Who Is This Stock Suitable For?
Perfect For
- ✓Income investors seeking 6%+ yields with telecom infrastructure exposure
- ✓REIT allocations (diversification beyond traditional REITs like apartments/retail)
- ✓Inflation hedges (lease escalators provide 2-3% annual income growth)
- ✓Defensive infrastructure plays (wireless essential regardless of economy)
Less Suitable For
- ✗Growth investors (3-5% revenue growth vs. 15%+ for tech)
- ✗Conservative investors uncomfortable with 5.5x leverage
- ✗Rate-sensitive portfolios (REIT valuations compress when rates rise)
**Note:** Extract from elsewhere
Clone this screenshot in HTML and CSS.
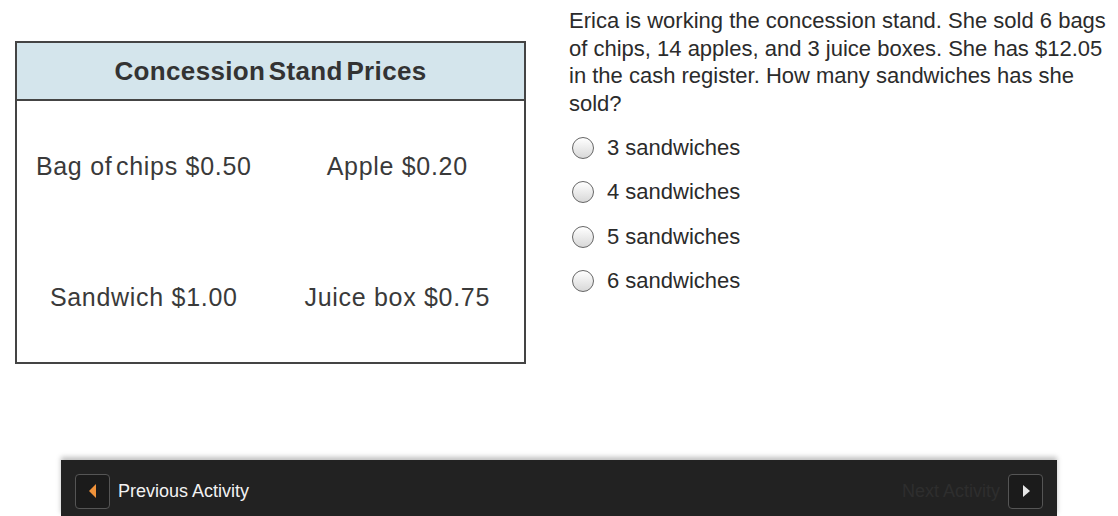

- ✗Short-term traders (high volatility with rate movements)
Investment Thesis
Crown Castle offers 6.2% dividend yield backed by infrastructure assets with 15-20 year contracted revenue. At 16x AFFO, valuation reflects market concerns: high leverage (5.5x debt/EBITDA), slowing 5G buildout, and dividend sustainability questions. However, fundamentals remain solid: 95%+ lease renewals, 2-3% annual escalators, and structural wireless data growth (+25% annually) requiring continued network investments. The investment case: wireless carriers must densify networks to handle exploding data demand, requiring more cell sites and fiber—Crown Castle's core assets. Risks are real—interest rates staying elevated stress the balance sheet, and carrier spending cuts could pressure growth. But for income investors willing to tolerate volatility and leverage risk, Crown Castle offers 8-10% annual total returns (6.2% yield + 2-4% dividend growth + modest capital appreciation). This is a core REIT holding for income portfolios, sized at 3-5% with recognition that dividend cuts are possible if growth disappoints. Recommended: accumulate below $90 for 7%+ yields, trim above $120.